Beberapa pengusaha lokal sempat melirik Rowo Indah untuk dikembangkan menjadi tempat wisata. Namun, para pemilik sawah tak setuju menjual lahannya karena sawah atau ladang merupakan prioritas utama mata pencaharian mereka. 90% masyarakat Desa Sukogidri adalah petani. Mereka berharap dan meyakini suatu hari lahan itu bisa kembali seperti sedia kala.
Kondisi Rowo Indah itu dibiarkan begitu saja dengan keeksotisan alamiahnya. Membiarkan apa adanya tanpa ada langkah-langkah untuk mempercantik diri. Hanya pembersihan tepian danau dari tumbuhan enceng gondok seminggu sekali.
Setelah menyaksikan dan sedikit berbincang santai dengan para pemancing, yang katanya bisa memperoleh 30 ekor seukuran tangan bayi dalam waktu satu jam, kami melanjutkan perjalanan ke arah utara. Di utara danau itu berjejel rapi para penjual makanan. Dari makanan ringan sampai makanan khas pedesaan seperti lontong, ketupat, soto, rujak, dan lain sebagainya.

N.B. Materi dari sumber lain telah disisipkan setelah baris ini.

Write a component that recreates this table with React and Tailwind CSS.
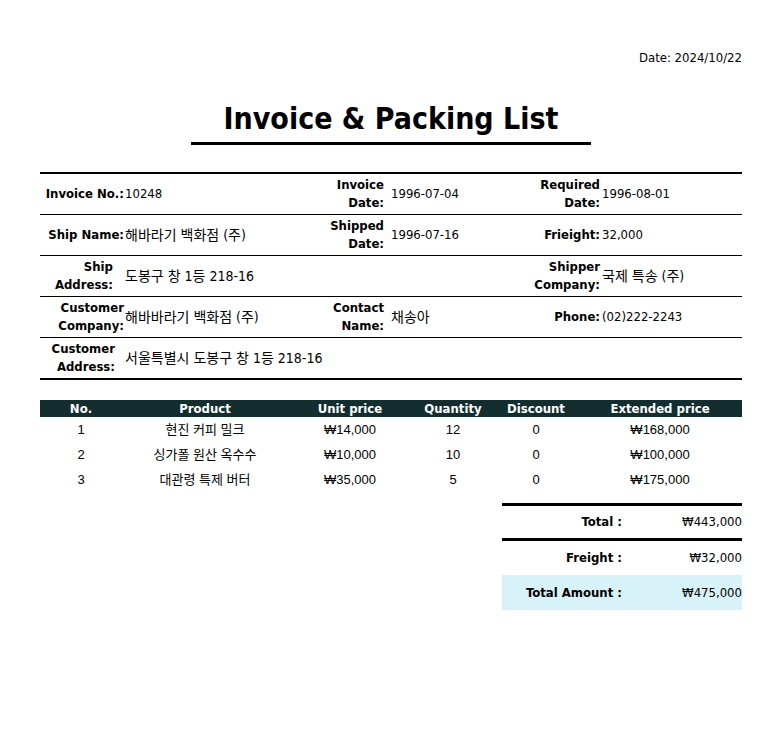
import React from "react";

// ko: Korean strings are set a touch larger, as in the printed form
const info = [
  [
    { label: "Invoice No.:", value: "10248" },
    { label: "Invoice Date:", value: "1996-07-04" },
    { label: "Required Date:", value: "1996-08-01" },
  ],
  [
    { label: "Ship Name:", value: "해바라기 백화점 (주)", ko: true },
    { label: "Shipped Date:", value: "1996-07-16" },
    { label: "Frieight:", value: "32,000" },
  ],
  [
    { label: "Ship Address:", value: "도봉구 창 1등 218-16", pad: "pr-[11px]", ko: true },
    { label: "", value: "" },
    { label: "Shipper Company:", value: "국제 특송 (주)", ko: true },
  ],
  [
    { label: "Customer Company:", value: "해바바라기 백화점 (주)", ko: true },
    { label: "Contact Name:", value: "채송아", ko: true },
    { label: "Phone:", value: "(02)222-2243" },
  ],
  [
    { label: "Customer Address:", value: "서울특별시 도봉구 창 1등 218-16", pad: "pr-[9px]", ko: true },
    { label: "", value: "" },
    { label: "", value: "" },
  ],
];

const items = [
  { no: 1, name: "현진 커피 밀크", price: "₩14,000", qty: 12, disc: 0, ext: "₩168,000" },
  { no: 2, name: "싱가폴 원산 옥수수", price: "₩10,000", qty: 10, disc: 0, ext: "₩100,000" },
  { no: 3, name: "대관령 특제 버터", price: "₩35,000", qty: 5, disc: 0, ext: "₩175,000" },
];

const cols = "grid grid-cols-[82px_166px_124px_82px_84px_164px]";

function Value({ cell, className }) {
  return (
    <div className={`whitespace-nowrap ${cell.ko ? "text-[14px]" : "text-[13px]"} ${className}`}>
      {cell.value}
    </div>
  );
}

export default function App() {
  return (
    <div className="min-h-screen bg-white text-black font-['DejaVu_Sans_Condensed','DejaVu_Sans','Noto_Sans_CJK_KR',sans-serif]">
      <div className="ml-[40px] w-[702px] pt-[50px]">
        {/* Date */}
        <div className="text-right text-[13px] leading-[16px]">Date: 2024/10/22</div>

        {/* Title */}
        <div className="flex flex-col items-center mt-[35px]">
          <h1 className="text-[30px] font-bold leading-[36px]">Invoice &amp; Packing List</h1>
          <div className="w-[400px] h-[3px] bg-black mt-[5px]" />
        </div>

        {/* Info table */}
        <div className="mt-[27px] border-t-2 border-b-2 border-black text-[13px] leading-[18px]">
          {info.map((row, i) => (
            <div
              key={i}
              className={`grid grid-cols-[84px_176px_84px_150px_66px_142px] items-center ${
                i < info.length - 1 ? "h-[41px] border-b border-black" : "h-[40px]"
              }`}
            >
              <div className={`text-right font-bold ${row[0].pad || ""}`}>{row[0].label}</div>
              <Value cell={row[0]} className="pl-[1px]" />
              <div className="text-right font-bold">{row[1].label}</div>
              <Value cell={row[1]} className="pl-[7px]" />
              <div className="text-right font-bold">{row[2].label}</div>
              <Value cell={row[2]} className="pl-[2px]" />
            </div>
          ))}
        </div>

        {/* Items */}
        <div className="mt-[20px]">
          <div className={`${cols} h-[17px] bg-[#142e30] text-white font-bold text-[13px] leading-[17px] text-center`}>
            <div>No.</div>
            <div>Product</div>
            <div>Unit price</div>
            <div>Quantity</div>
            <div>Discount</div>
            <div>Extended price</div>
          </div>
          {items.map((it) => (
            <div
              key={it.no}
              className={`${cols} h-[25px] items-center text-center text-[13px] font-['Liberation_Sans','Noto_Sans_CJK_KR',sans-serif]`}
            >
              <div>{it.no}</div>
              <div>{it.name}</div>
              <div>{it.price}</div>
              <div>{it.qty}</div>
              <div>{it.disc}</div>
              <div>{it.ext}</div>
            </div>
          ))}
        </div>

        {/* Totals */}
        <div className="mt-[11px] ml-auto w-[240px] text-[13px]">
          <div className="grid grid-cols-[120px_120px] h-[38px] items-center border-t-[3px] border-b-[3px] border-black">
            <div className="text-right font-bold">Total :</div>
            <div className="text-right">₩443,000</div>
          </div>
          <div className="grid grid-cols-[120px_120px] h-[34px] items-center">
            <div className="text-right font-bold">Freight :</div>
            <div className="text-right">₩32,000</div>
          </div>
          <div className="grid grid-cols-[120px_120px] h-[35px] items-center bg-[#d7f3f9]">
            <div className="text-right font-bold">Total Amount :</div>
            <div className="text-right">₩475,000</div>
          </div>
        </div>
      </div>
    </div>
  );
}
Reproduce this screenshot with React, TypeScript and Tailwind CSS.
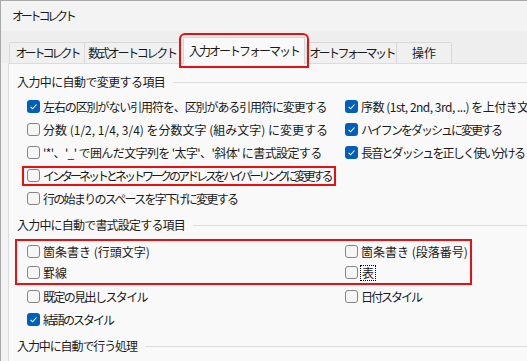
import type { ReactNode } from 'react';

// Word "オートコレクト" dialog, 入力オートフォーマット tab.
// The installed CJK font has full-width kana, so each label gets its own
// tracking to come close to the narrower kana of the Windows UI font.

type Item = { label: string; checked?: boolean; mark?: boolean; focus?: boolean; track?: string };

const replaceLeft: Item[] = [
  { label: '左右の区別がない引用符を、区別がある引用符に変更する', checked: true, track: 'tracking-[-1.1px]' },
  { label: '分数 (1/2, 1/4, 3/4) を分数文字 (組み文字) に変更する' },
  { label: "'*'、'_' で囲んだ文字列を '太字'、'斜体' に書式設定する", track: 'tracking-[-0.6px]' },
  { label: 'インターネットとネットワークのアドレスをハイパーリンクに変更する', mark: true, track: 'tracking-[-3px]' },
  { label: '行の始まりのスペースを字下げに変更する', track: 'tracking-[-1.7px]' },
];

const replaceRight: Item[] = [
  { label: '序数 (1st, 2nd, 3rd, ...) を上付き文字に変更する', checked: true, track: 'tracking-[-0.5px]' },
  { label: 'ハイフンをダッシュに変更する', checked: true, track: 'tracking-[-2px]' },
  { label: '長音とダッシュを正しく使い分ける', checked: true, track: 'tracking-[-1.8px]' },
];

export default function App() {
  return (
    <div className="w-[527px] h-[361px] overflow-hidden flex flex-col bg-[#f3f3f3] border-t border-l border-[#a8a8a8] text-[12px] text-[#1a1a1a] whitespace-nowrap font-['Noto_Sans_CJK_JP',sans-serif]">
      <div className="h-[30px] shrink-0 flex items-center pl-[11px] tracking-[-3.2px]">オートコレクト</div>

      <div className="h-[32px] shrink-0 flex items-end pl-[8px] bg-[#eeeeee]">
        <Tab className="w-[76px] tracking-[-3px]">オートコレクト</Tab>
        <Tab className="w-[96px] -ml-px tracking-[-2.3px]">数式オートコレクト</Tab>
        <div className="relative z-10 ml-[3px] mb-[-1px] w-[122px] h-[27px] flex items-center justify-center pb-[1px] bg-[#f9f9f9] border border-b-0 border-[#d6d6d6] rounded-t-[2px] outline-2 outline-offset-2 outline-[#e81010] tracking-[-2px]">
          入力オートフォーマット
        </div>
        <Tab className="w-[91px] ml-px tracking-[-2.6px]">オートフォーマット</Tab>
        <Tab className="w-[56px] -ml-px">操作</Tab>
      </div>

      <div className="flex-1 ml-[7px] bg-[#f9f9f9] border-l border-t border-[#dcdcdc] pt-[6px]">
        <Heading track="tracking-[-0.6px]">入力中に自動で変更する項目</Heading>

        <div className="mt-[1px] pl-[15px] grid grid-cols-[318px_1fr]">
          <div className="flex flex-col">
            {replaceLeft.map((it) => (
              <Row key={it.label} item={it} />
            ))}
          </div>
          <div className="flex flex-col">
            {replaceRight.map((it) => (
              <Row key={it.label} item={it} />
            ))}
          </div>
        </div>

        <Heading className="mt-[3px]" track="tracking-[-0.8px]">入力中に自動で書式設定する項目</Heading>

        <div className="mt-[2px] ml-[6px] w-[457px] border-2 border-[#e81010] pl-[7px] grid grid-cols-[318px_1fr]">
          <Row item={{ label: '箇条書き (行頭文字)' }} h="h-[21px]" />
          <Row item={{ label: '箇条書き (段落番号)' }} h="h-[21px]" />
          <Row item={{ label: '罫線' }} h="h-[21px]" />
          <Row item={{ label: '表', focus: true }} h="h-[21px]" />
        </div>

        <div className="pl-[15px] grid grid-cols-[318px_1fr]">
          <Row item={{ label: '既定の見出しスタイル', track: 'tracking-[-1.6px]' }} />
          <Row item={{ label: '日付スタイル', track: 'tracking-[-2px]' }} />
          <Row item={{ label: '結語のスタイル', checked: true, track: 'tracking-[-2px]' }} />
        </div>

        <Heading className="mt-[3px]" track="tracking-[-1.1px]">入力中に自動で行う処理</Heading>
      </div>
    </div>
  );
}

function Tab({ className, children }: { className: string; children: ReactNode }) {
  return (
    <div className={`${className} h-[21px] flex items-center justify-center bg-[#f0f0f0] border border-b-0 border-[#d9d9d9] rounded-t-[2px]`}>
      {children}
    </div>
  );
}

function Heading({ children, className = '', track = '' }: { children: ReactNode; className?: string; track?: string }) {
  return (
    <div className={`h-[24px] flex items-center pl-[8px] ${className}`}>
      <span className={track}>{children}</span>
      <span className="flex-1 ml-[8px] h-px bg-[#dcdcdc]" />
    </div>
  );
}

function Row({ item, h = 'h-[23px]' }: { item: Item; h?: string }) {
  return (
    <div className={`${h} flex items-center`}>
      <div
        className={`h-[16px] flex items-center gap-[3px] px-[3px] ${
          item.mark ? 'outline-2 outline-[#e81010]' : ''
        }`}
      >
        <Check on={!!item.checked} />
        {item.focus ? (
          <span className="px-[1px] leading-[14px] outline outline-1 outline-dotted outline-black">{item.label}</span>
        ) : (
          <span className={item.track ?? ''}>{item.label}</span>
        )}
      </div>
    </div>
  );
}

function Check({ on }: { on: boolean }) {
  if (on) {
    return (
      <span className="w-[13px] h-[13px] shrink-0 rounded-[3px] bg-[#005fb8] flex items-center justify-center">
        <svg width="9" height="9" viewBox="0 0 9 9">
          <path d="M1.6 4.9 L3.6 6.8 L7.5 2.5" stroke="#fff" strokeWidth="1.1" fill="none" />
        </svg>
      </span>
    );
  }
  return <span className="w-[13px] h-[13px] shrink-0 rounded-[3px] border border-[#858585] bg-[#f6f6f6]" />;
}
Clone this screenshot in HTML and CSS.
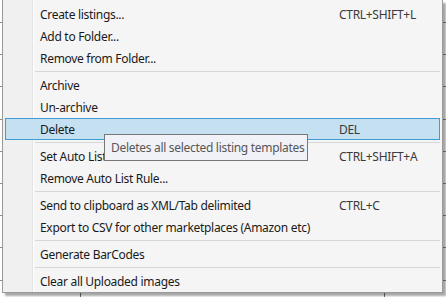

Ada sembilan penjual di sana yang saling berhadap-hadapan. Tempatnya sangat sederhana, terbuat dari bambu dan atapnya dari plastik yang di atasnya ditumpangi jerami. Beberapa makanan yang ditata rapi membuat saya harus beberapa kali menelan ludah.
Karena lidah saya selalu ngidam makanan itu. Maka kami memutuskan untuk berbuka puasa di sana. Apalagi matahari sudah hampir mendekati garis cakrawala.